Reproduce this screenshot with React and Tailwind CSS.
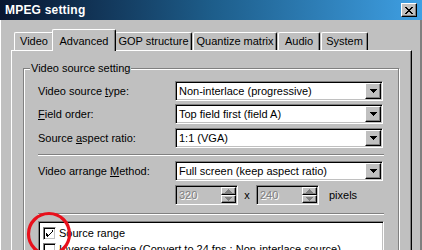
import React from "react";

const sunken =
  "border border-t-[#808080] border-l-[#808080] border-r-white border-b-white shadow-[inset_1px_1px_0_#000,inset_-1px_-1px_0_#c0c0c0]";
const raised =
  "border border-t-white border-l-white border-r-black border-b-black shadow-[inset_-1px_-1px_0_#808080]";

const Arrow = ({ up, color = "#000" }) => (
  <svg width="7" height="4" viewBox="0 0 7 4">
    <path d={up ? "M3 0h1v1h1v1h1v1h1v1H0V3h1V2h1V1h1z" : "M0 0h7v1H6v1H5v1H4v1H3V3H2V2H1V1H0z"} fill={color} />
  </svg>
);

const Combo = ({ value }) => (
  <div className={`flex items-center h-[20px] w-[208px] bg-white p-[1px] ${sunken}`}>
    <span className="flex-1 pl-[2px] leading-none truncate">{value}</span>
    <div className={`w-[16px] h-[16px] bg-[#c0c0c0] flex items-center justify-center ${raised}`}>
      <Arrow />
    </div>
  </div>
);

const Spin = ({ value }) => (
  <div className={`flex items-center h-[20px] w-[63px] bg-[#c0c0c0] p-[1px] ${sunken}`}>
    <span className="flex-1 pl-[2px] leading-none text-[#808080] [text-shadow:1px_1px_0_#fff]">{value}</span>
    <div className="flex flex-col w-[15px] h-[16px]">
      <div className={`h-[8px] bg-[#c0c0c0] flex items-center justify-center ${raised}`}>
        <Arrow up color="#808080" />
      </div>
      <div className={`h-[8px] bg-[#c0c0c0] flex items-center justify-center ${raised}`}>
        <Arrow color="#808080" />
      </div>
    </div>
  </div>
);

const Row = ({ label, value, className = "" }) => (
  <div className={`flex items-center ${className}`}>
    <span className="w-[137px]">{label}</span>
    <Combo value={value} />
  </div>
);

const Separator = ({ className = "" }) => (
  <div className={`w-[346px] h-[2px] border-t border-t-[#808080] border-b border-b-white ${className}`} />
);

const Check = ({ checked }) => (
  <div className={`w-[13px] h-[13px] shrink-0 bg-white flex items-center justify-center ${sunken}`}>
    {checked && (
      <svg width="7" height="7" viewBox="0 0 7 7">
        <path d="M6 0h1v2H6v1H5v1H4v1H3v1H2v1H1V6H0V3h1v1h1v1h1V4h1V3h1V2h1z" fill="#000" />
      </svg>
    )}
  </div>
);

const tabs = ["Video", "Advanced", "GOP structure", "Quantize matrix", "Audio", "System"];
const tabWidths = ["w-[40px]", "w-[64px]", "w-[77px]", "w-[84px]", "w-[42px]", "w-[47px]"];

export default function App() {
  return (
    <div className="relative w-[422px] h-[250px] overflow-hidden bg-[#c0c0c0] flex flex-col font-['Liberation_Sans',Arial,sans-serif] text-[11px] text-black select-none">
      {/* title bar */}
      <div className="h-[20px] shrink-0 flex items-center justify-between pl-[5px] pr-[5px] bg-gradient-to-r from-[#081630] via-[#1d5d8a] to-[#3fa0e4]">
        <span className="text-white font-bold text-[12px] tracking-[0.2px]">MPEG setting</span>
        <div className={`w-[16px] h-[14px] bg-[#c0c0c0] flex items-center justify-center ${raised}`}>
          <svg width="8" height="7" viewBox="0 0 8 7">
            <path d="M0 0h2v1h1v1h2V1h1V0h2v1H7v1H6v1H5v1h1v1h1v1h1v1H6V6H5V5H3v1H2v1H0V6h1V5h1V4h1V3H2V2H1V1H0z" fill="#000" />
          </svg>
        </div>
      </div>

      <div className="flex-1 border-l border-l-white border-r-2 border-r-[#808080]">
        {/* tabs */}
        <div className="flex items-end h-[21px] mt-[9px] pl-[13px]">
          {tabs.map((t, i) =>
            i === 1 ? (
              <div
                key={t}
                className={`${tabWidths[i]} h-[22px] -mx-[2px] -mb-[1px] relative z-10 bg-[#c0c0c0] border-t border-l border-t-white border-l-white border-r border-r-black shadow-[inset_-1px_0_0_#808080] rounded-t-[2px] flex items-start justify-center pt-[3px]`}
              >
                {t}
              </div>
            ) : (
              <div
                key={t}
                className={`${tabWidths[i]} h-[18px] bg-[#c0c0c0] border-t border-l border-t-white border-l-white border-r border-r-black shadow-[inset_-1px_0_0_#808080] rounded-t-[2px] flex items-center justify-center ${i === 0 ? "" : "ml-[1px]"}`}
              >
                {t}
              </div>
            )
          )}
        </div>

        {/* tab panel */}
        <div className="ml-[10px] w-[401px] h-[220px] border-t border-l border-t-white border-l-white border-r border-r-black shadow-[inset_-1px_0_0_#808080] pl-[11px] pt-[17px]">
          <div className="relative w-[376px] h-[200px] border border-[#808080] shadow-[1px_1px_0_#fff,inset_1px_1px_0_#fff] pl-[14px] pt-[12px]">
            <span className="absolute left-[6px] -top-[7px] px-[1px] bg-[#c0c0c0] leading-[13px]">Video source setting</span>

            <Row label={<>Video source <u>t</u>ype:</>} value="Non-interlace (progressive)" />
            <Row label={<><u>F</u>ield order:</>} value="Top field first (field A)" className="mt-[3px]" />
            <Row label={<>Source <u>a</u>spect ratio:</>} value="1:1 (VGA)" className="mt-[4px]" />
            <Separator className="mt-[6px]" />
            <Row label={<>Video arrange <u>M</u>ethod:</>} value="Full screen (keep aspect ratio)" className="mt-[5px]" />

            <div className="flex items-center mt-[4px] pl-[137px]">
              <Spin value="320" />
              <span className="w-[18px] text-center">x</span>
              <Spin value="240" />
              <span className="ml-[10px]">pixels</span>
            </div>

            <Separator className="mt-[8px]" />

            <div className={`mt-[6px] w-[346px] h-[60px] bg-white p-[3px] pl-[4px] ${sunken}`}>
              <div className="flex items-center h-[16px] gap-[3px]">
                <Check checked />
                <span className="leading-[13px] whitespace-nowrap">Source range</span>
              </div>
              <div className="flex items-center h-[16px] gap-[3px]">
                <Check />
                <span className="leading-[13px] whitespace-nowrap">Inverse telecine (Convert to 24 fps : Non-interlace source)</span>
              </div>
            </div>
          </div>
        </div>
      </div>

      {/* red annotation circle */}
      <svg className="absolute left-[26px] top-[211px]" width="46" height="46" viewBox="0 0 46 46">
        <ellipse cx="23" cy="23" rx="20.5" ry="20.5" fill="none" stroke="#e8101c" strokeWidth="3.2" />
      </svg>
    </div>
  );
}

▶ **SET TASK**:
Begin at the top of the material above and output each line exactly, stopping after the line that holds "border-t-white border-l-white border-r-black". Leave out pictures.

▶ **FINISHED EXERCISE**:
Reproduce this screenshot with React and Tailwind CSS.
import React from "react";

const sunken =
  "border border-t-[#808080] border-l-[#808080] border-r-white border-b-white shadow-[inset_1px_1px_0_#000,inset_-1px_-1px_0_#c0c0c0]";
const raised =
  "border border-t-white border-l-white border-r-black border-b-black shadow-[inset_-1px_-1px_0_#808080]";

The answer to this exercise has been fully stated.